Add a solid technical package and the passionate foregrounding of the solo violin and string ensemble music by Bach, Paganini, Lalo and other composers, and the result is a feature that could strike a chord with arthouse distributors in the market for quality drama and strong women’s stories.

Hoss plays Anna, a music teacher in a German conservatory high school. She lives in a book-lined apartment with adolescent son Jonas (Serafin Mishiev), who attends the same school, and French-speaking husband Philippe, a luthier by trade, deftly played by Simon Abkarian as a seemingly uncomplicated bedrock of a spouse who will gradually reveal emotional depths and fissures. Two auditions bookend the action. At the first, Anna is struck by the potential of Alexander (Ilja Monti), a shy young violinist who is applying for admission at the school.

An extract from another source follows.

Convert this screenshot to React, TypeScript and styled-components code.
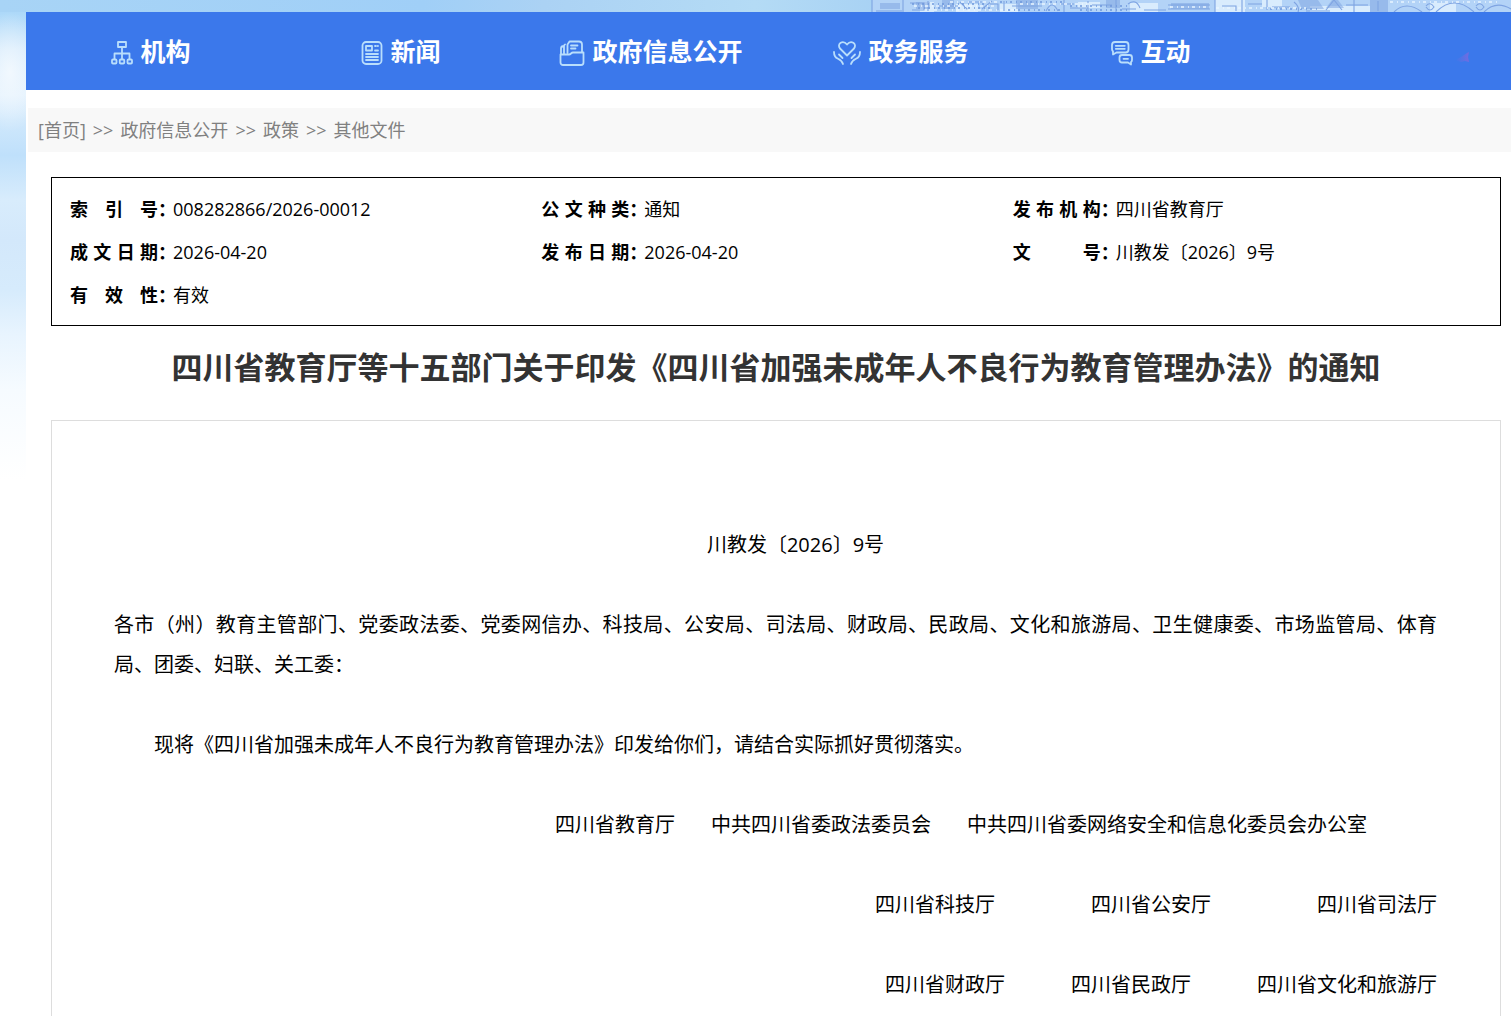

Although her colleagues are unconvinced by his worth, she convinces them to give the boy a chance and takes on the job of preparing the introverted student for an all important trial exam – the second ‘audition’ – in six months’ time.

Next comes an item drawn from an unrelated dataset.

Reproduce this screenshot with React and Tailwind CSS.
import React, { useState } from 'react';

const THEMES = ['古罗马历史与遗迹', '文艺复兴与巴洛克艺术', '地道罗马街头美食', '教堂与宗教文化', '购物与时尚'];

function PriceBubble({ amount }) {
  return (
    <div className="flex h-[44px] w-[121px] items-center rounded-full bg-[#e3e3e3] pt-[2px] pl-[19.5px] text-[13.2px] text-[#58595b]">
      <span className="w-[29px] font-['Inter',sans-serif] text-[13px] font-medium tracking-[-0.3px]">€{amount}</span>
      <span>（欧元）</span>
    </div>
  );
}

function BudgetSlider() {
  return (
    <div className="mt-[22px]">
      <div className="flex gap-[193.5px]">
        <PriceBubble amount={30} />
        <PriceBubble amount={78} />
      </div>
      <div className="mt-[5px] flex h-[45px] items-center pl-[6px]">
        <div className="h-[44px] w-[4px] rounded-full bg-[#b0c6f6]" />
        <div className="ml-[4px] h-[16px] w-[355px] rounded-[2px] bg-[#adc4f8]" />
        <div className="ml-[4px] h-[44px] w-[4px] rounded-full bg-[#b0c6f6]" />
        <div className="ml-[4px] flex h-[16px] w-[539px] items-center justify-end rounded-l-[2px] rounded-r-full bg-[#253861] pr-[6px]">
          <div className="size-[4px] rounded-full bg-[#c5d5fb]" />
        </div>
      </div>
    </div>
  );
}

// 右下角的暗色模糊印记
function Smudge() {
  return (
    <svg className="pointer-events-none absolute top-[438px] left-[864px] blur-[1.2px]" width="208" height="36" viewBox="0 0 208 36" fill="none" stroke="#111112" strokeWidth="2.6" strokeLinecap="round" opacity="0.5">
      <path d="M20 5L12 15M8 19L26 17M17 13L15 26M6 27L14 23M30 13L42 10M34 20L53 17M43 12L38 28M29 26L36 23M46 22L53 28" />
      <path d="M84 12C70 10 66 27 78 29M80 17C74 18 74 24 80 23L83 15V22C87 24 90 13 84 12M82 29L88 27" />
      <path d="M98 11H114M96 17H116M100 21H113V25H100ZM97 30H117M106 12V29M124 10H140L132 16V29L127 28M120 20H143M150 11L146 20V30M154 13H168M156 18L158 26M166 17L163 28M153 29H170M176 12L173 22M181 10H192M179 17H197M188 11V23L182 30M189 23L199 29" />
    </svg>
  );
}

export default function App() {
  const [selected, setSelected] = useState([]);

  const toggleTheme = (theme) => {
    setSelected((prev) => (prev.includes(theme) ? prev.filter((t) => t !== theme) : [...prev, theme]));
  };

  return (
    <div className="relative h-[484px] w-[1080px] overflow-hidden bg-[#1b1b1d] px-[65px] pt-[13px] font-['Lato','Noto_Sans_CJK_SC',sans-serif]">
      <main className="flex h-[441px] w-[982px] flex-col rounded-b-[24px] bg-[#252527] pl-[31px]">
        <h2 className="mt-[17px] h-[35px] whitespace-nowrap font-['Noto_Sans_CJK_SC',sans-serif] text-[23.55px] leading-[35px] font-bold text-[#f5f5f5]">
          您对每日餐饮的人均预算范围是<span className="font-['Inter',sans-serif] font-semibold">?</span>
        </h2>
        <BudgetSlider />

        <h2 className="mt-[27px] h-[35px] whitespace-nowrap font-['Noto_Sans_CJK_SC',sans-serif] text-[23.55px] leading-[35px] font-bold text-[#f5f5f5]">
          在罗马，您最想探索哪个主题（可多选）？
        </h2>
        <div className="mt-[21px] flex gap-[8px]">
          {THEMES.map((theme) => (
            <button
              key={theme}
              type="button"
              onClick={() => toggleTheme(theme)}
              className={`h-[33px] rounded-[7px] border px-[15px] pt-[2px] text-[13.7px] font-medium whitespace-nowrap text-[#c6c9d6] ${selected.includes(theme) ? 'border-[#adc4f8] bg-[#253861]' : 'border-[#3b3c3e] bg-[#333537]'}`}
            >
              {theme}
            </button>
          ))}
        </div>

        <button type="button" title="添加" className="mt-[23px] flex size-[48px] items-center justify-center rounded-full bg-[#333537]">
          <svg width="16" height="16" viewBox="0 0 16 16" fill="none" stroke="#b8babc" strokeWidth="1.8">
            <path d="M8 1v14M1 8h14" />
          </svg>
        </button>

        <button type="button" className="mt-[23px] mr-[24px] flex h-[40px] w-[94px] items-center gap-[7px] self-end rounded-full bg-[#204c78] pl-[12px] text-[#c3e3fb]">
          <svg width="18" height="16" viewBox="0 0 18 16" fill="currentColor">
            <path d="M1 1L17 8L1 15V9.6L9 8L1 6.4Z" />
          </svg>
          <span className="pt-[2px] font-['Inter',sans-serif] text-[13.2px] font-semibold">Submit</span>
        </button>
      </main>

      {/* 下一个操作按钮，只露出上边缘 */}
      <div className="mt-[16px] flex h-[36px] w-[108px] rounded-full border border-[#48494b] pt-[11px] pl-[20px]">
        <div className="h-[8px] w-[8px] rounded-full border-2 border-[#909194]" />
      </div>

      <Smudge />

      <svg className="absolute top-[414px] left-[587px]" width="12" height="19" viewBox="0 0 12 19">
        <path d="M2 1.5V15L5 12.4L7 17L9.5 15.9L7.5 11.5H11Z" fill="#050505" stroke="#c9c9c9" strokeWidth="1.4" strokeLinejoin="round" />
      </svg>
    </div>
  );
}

A scene near the beginning that flirts with comedy shows Anna and Philippe meeting for dinner at a restaurant. They move tables twice before Anna settles on one that (perhaps) works, and the same goes for her order: even when she finally plumps for an off-menu dish, it’s not what she wanted, and she ends up swapping plates with her long-suffering husband, who is clearly used to this kind of thing. The need to keep her options open, choosing strawberry and chocolate when allowed only one scoop, seems to be the main reason she’s having an affair with her colleague Christian (Jens Albinus), but what makes Anna so fascinating is that she combines this uncertainty and self-doubt with an unforgiving demand for perfection in herself, her student and her son – a touchy teenager who resents his mother’s criticism of his own violin playing and her undisguised admiration of Alexander.

Scenes in which Anna reluctantly agrees to join a string ensemble headed by Christian, and others that hint at a difficult past relationship with her grumpy, hyper-critical elderly father, add notes to a portrait that draws dramatic power not only from the mounting tension of the teacher-pupil relationship as Anna uses it to work through her own neuroses, but also from the occasional sly cutaway to Jonas, the only other character whose point of view the camera sometimes shares.

The jagged rhythm of the editing also helps here: more than once, urgent solo violin music gives way abruptly to silence or the hum or traffic. A smart use of the film’s Berlin locations, and some sensitive production design, also plays into The Audition’s command of mood and character. Philippe’s luthier workshop below the family’s apartment, for example, becomes a place that is not quite of Anna’s world, though dedicated to crafting the instruments that drive her. Accessed from an entrance hall, rather than the street, it’s the realm and refuge of her husband and son, a complicated place to get to that she enters uncertainly, aware that different rules apply here.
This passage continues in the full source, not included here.